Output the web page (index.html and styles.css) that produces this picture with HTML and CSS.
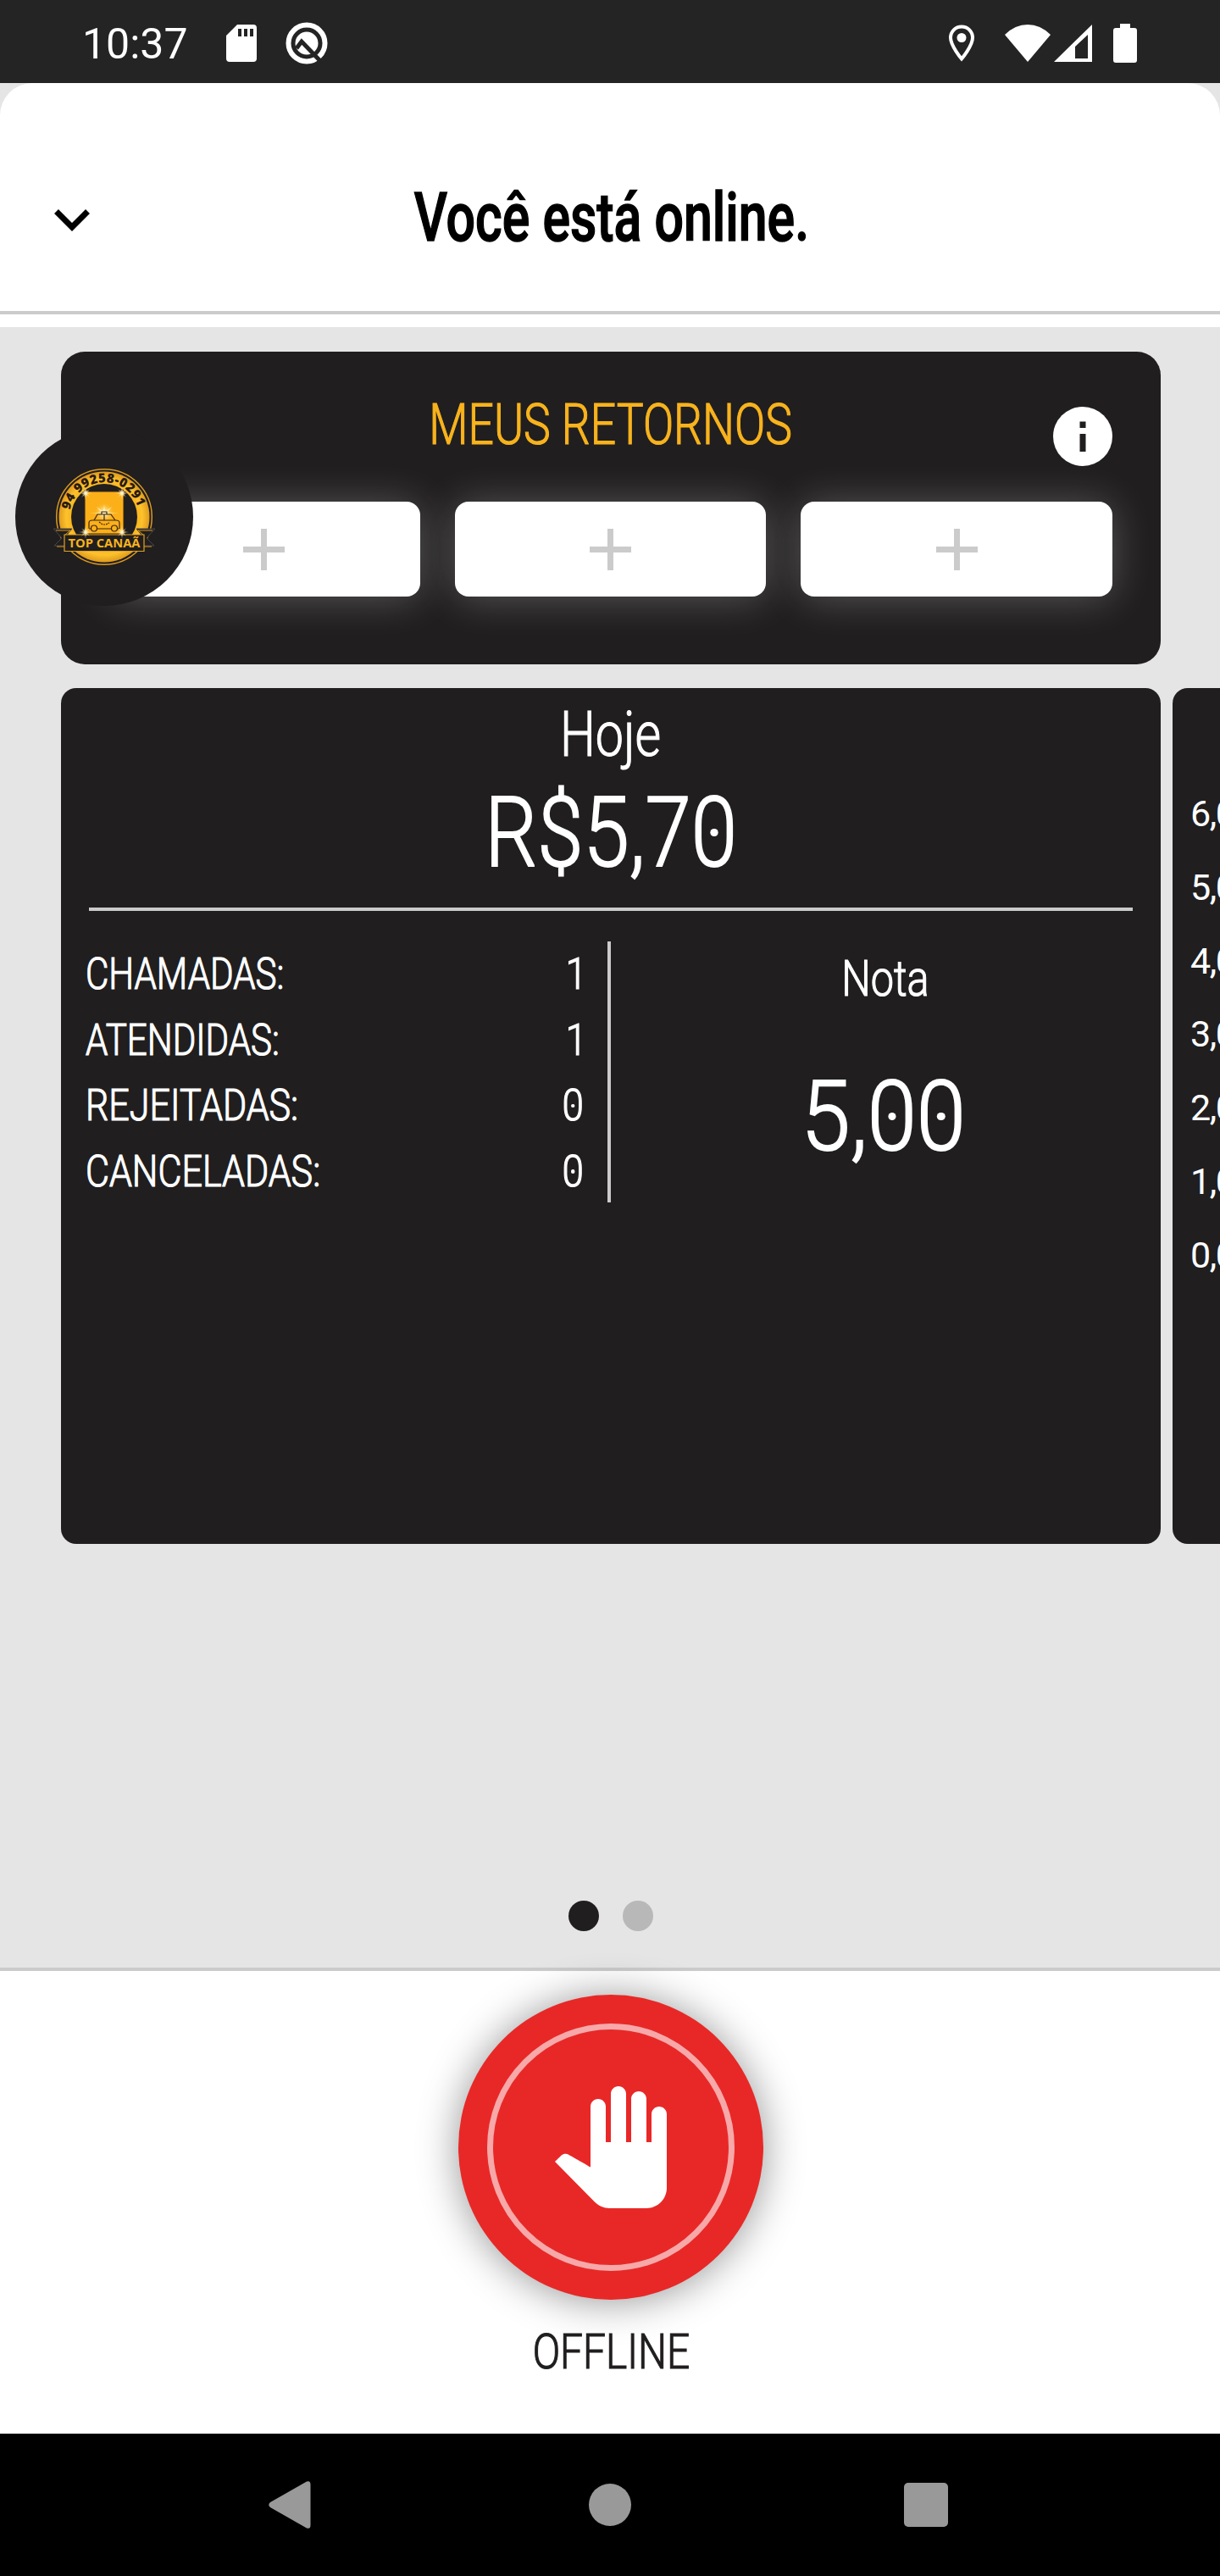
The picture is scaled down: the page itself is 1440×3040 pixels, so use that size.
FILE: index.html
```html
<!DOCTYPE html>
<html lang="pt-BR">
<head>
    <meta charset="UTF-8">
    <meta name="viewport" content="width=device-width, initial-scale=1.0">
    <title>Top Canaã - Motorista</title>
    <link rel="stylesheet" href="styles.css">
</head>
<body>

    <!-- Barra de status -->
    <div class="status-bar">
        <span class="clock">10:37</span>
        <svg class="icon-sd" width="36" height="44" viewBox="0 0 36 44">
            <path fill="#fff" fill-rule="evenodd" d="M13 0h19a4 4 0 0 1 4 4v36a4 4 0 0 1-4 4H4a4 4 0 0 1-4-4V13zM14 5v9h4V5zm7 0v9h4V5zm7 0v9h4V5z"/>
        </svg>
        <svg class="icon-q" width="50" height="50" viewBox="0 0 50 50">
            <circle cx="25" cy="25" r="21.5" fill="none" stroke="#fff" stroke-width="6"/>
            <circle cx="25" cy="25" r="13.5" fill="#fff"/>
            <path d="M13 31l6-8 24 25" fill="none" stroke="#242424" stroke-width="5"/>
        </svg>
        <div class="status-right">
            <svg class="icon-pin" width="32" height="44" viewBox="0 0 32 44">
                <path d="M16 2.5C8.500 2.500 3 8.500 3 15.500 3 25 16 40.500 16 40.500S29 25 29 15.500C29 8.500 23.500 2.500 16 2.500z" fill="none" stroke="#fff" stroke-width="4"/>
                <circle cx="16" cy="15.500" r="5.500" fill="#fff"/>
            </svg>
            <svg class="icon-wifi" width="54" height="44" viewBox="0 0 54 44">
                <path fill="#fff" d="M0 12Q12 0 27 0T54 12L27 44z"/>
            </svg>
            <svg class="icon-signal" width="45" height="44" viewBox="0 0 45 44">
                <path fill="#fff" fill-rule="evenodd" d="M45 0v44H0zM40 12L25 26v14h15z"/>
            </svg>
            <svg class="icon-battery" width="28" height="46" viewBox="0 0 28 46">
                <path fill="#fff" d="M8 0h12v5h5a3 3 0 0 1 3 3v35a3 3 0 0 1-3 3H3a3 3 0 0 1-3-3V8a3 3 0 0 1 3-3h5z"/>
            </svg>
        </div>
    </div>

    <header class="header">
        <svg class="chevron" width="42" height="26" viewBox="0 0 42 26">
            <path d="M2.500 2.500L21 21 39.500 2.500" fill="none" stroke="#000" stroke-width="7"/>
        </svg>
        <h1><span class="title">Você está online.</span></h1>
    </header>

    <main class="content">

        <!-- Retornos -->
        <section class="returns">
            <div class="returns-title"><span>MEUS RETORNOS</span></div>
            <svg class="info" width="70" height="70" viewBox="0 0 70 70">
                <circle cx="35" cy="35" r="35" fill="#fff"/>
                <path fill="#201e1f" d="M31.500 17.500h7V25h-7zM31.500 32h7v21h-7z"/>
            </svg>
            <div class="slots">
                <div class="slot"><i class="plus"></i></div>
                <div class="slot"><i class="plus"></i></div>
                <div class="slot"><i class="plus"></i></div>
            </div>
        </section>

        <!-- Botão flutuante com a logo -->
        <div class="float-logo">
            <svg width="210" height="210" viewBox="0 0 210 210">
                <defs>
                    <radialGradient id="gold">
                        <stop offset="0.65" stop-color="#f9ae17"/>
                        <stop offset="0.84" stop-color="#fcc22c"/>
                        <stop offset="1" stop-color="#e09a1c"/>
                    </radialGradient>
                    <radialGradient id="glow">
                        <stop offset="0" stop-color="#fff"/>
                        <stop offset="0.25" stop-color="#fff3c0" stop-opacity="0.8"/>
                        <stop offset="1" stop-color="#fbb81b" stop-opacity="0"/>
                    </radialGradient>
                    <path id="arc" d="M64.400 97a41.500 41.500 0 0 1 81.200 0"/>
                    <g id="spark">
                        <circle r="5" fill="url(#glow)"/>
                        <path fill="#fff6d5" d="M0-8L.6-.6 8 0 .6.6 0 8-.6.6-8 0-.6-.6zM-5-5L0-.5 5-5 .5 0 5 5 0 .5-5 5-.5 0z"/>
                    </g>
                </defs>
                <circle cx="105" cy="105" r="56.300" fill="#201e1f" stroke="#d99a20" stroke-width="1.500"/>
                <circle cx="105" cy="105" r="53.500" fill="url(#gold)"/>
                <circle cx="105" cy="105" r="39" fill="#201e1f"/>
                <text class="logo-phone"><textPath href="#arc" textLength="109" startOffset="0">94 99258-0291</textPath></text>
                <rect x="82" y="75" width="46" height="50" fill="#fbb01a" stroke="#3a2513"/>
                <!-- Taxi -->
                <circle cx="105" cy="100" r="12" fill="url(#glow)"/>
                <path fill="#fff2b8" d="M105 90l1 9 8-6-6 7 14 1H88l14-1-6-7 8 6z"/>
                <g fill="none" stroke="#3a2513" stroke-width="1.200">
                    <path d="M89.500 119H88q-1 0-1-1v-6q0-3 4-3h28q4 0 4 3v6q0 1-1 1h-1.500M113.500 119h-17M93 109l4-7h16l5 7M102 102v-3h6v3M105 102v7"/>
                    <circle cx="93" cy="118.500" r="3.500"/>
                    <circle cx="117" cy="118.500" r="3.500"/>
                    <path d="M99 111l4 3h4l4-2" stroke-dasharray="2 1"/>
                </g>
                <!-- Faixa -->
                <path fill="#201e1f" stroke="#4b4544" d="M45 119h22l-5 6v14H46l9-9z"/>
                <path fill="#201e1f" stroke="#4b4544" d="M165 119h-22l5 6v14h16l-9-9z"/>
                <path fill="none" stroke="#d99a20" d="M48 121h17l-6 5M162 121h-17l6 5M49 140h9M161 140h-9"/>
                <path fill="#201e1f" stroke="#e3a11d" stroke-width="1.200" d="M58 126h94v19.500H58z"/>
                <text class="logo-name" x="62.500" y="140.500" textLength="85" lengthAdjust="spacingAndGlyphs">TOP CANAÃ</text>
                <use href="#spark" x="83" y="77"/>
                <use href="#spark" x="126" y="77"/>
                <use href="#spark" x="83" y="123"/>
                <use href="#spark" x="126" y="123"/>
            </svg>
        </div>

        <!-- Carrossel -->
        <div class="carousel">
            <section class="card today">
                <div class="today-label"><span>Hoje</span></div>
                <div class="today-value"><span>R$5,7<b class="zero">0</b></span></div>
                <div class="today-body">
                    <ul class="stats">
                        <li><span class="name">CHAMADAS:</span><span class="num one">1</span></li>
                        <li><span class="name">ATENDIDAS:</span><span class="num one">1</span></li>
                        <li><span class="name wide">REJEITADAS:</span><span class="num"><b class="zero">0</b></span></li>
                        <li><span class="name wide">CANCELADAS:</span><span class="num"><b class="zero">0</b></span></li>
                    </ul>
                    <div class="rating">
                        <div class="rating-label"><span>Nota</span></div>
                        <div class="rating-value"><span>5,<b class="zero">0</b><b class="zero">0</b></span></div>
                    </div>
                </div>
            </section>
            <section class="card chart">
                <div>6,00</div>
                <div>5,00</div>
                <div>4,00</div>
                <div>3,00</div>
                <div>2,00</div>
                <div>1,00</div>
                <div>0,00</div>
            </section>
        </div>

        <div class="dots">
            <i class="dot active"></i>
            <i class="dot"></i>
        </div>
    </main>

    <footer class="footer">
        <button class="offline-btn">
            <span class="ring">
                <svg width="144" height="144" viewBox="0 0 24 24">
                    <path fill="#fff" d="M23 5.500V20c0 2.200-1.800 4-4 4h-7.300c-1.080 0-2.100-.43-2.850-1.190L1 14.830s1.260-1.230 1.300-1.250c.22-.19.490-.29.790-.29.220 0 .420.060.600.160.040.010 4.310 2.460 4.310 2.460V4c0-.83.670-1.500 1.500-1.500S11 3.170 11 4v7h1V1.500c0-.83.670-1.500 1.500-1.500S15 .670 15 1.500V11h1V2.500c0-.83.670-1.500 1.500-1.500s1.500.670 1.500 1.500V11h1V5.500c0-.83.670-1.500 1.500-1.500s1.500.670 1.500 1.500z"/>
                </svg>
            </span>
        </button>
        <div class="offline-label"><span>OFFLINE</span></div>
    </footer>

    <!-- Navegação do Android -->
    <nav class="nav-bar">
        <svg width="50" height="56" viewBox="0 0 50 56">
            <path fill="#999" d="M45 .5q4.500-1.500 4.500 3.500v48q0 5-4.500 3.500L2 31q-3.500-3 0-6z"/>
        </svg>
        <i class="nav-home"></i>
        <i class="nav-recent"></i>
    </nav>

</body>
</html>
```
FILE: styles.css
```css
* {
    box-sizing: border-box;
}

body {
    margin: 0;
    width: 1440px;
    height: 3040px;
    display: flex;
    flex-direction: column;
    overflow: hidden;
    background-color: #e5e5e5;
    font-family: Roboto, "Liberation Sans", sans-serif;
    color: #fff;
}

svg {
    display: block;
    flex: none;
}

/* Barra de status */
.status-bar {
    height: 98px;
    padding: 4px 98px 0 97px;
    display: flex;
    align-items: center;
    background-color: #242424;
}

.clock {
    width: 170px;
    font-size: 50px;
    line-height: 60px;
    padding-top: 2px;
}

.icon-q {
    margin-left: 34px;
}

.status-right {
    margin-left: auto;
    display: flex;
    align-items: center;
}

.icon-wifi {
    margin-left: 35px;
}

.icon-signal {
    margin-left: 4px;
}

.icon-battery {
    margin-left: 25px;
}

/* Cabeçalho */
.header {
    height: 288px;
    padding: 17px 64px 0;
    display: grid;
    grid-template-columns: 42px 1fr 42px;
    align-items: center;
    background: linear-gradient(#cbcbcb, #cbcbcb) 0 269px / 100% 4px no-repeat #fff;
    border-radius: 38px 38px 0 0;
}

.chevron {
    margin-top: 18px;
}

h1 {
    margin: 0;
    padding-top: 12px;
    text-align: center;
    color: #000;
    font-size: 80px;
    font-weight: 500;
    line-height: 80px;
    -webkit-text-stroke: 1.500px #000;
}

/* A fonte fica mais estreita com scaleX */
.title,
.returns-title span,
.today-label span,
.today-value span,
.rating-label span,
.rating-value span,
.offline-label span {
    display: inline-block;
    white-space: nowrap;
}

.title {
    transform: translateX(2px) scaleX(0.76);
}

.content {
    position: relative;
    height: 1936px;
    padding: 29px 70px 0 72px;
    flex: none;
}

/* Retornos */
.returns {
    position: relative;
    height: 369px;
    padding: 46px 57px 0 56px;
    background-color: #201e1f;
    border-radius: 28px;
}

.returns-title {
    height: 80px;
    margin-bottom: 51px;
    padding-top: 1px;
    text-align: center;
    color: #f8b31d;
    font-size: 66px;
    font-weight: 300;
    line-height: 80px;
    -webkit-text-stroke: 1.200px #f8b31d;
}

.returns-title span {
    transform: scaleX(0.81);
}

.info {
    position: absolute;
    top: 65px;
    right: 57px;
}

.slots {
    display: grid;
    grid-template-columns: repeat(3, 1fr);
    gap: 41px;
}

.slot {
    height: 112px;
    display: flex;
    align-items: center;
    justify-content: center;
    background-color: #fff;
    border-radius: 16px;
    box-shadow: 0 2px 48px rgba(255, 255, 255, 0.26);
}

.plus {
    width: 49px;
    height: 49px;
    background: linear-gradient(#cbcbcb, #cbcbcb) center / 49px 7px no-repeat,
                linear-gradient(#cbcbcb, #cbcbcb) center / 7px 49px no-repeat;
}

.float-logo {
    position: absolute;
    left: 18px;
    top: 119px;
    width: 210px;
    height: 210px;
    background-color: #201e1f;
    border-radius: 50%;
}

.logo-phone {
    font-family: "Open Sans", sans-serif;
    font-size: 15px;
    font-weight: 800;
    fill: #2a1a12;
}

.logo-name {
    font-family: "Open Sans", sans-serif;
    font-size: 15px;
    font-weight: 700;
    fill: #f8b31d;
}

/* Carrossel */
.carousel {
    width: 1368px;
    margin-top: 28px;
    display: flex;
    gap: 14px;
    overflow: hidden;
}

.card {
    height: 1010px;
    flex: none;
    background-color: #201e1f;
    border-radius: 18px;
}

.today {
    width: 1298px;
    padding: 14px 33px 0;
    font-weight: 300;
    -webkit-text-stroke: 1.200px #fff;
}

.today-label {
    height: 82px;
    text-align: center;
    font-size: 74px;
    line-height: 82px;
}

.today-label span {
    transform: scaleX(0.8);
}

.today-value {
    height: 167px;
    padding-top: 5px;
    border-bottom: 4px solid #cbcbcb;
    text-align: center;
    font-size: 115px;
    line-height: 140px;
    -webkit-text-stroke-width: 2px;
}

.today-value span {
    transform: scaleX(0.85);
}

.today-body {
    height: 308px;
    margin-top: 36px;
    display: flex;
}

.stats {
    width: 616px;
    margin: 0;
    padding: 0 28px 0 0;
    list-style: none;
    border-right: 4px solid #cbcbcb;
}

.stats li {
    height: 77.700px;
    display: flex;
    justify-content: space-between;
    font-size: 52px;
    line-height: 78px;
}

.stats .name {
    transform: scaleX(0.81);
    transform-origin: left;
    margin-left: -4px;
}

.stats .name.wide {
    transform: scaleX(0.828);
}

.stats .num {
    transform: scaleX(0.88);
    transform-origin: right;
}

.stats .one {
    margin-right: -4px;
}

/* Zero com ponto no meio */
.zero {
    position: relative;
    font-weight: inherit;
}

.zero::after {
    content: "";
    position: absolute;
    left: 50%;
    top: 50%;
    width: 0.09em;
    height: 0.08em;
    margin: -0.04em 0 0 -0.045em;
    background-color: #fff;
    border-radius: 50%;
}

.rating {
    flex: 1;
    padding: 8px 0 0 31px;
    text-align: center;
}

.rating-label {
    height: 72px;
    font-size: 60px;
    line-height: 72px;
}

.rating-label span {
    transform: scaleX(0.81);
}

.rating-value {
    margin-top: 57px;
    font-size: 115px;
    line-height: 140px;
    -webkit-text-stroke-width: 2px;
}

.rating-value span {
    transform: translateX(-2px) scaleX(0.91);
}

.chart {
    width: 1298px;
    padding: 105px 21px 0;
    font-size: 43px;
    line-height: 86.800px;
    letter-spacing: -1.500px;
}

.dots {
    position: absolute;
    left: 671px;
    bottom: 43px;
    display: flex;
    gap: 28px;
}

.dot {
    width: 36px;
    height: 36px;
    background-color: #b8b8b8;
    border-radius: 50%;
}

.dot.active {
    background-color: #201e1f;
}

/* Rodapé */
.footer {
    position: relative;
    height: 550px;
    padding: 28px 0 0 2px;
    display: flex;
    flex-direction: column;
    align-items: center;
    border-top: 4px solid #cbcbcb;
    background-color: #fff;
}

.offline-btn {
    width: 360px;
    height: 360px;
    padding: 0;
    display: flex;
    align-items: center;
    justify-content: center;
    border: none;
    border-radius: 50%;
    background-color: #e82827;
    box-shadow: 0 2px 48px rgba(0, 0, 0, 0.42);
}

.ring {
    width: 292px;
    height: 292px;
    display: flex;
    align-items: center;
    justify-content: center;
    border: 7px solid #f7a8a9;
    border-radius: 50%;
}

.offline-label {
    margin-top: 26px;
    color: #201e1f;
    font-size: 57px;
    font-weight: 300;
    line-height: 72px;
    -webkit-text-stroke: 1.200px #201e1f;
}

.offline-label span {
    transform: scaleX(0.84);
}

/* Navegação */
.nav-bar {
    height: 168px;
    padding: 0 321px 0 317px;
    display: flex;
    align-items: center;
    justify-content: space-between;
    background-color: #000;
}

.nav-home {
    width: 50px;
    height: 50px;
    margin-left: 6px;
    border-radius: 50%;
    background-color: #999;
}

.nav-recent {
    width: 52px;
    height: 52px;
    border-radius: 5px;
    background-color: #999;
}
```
————————
Task objective -> Count the lines above in which the word "styles" appears, then state only that count.

Solution to the problem -> 3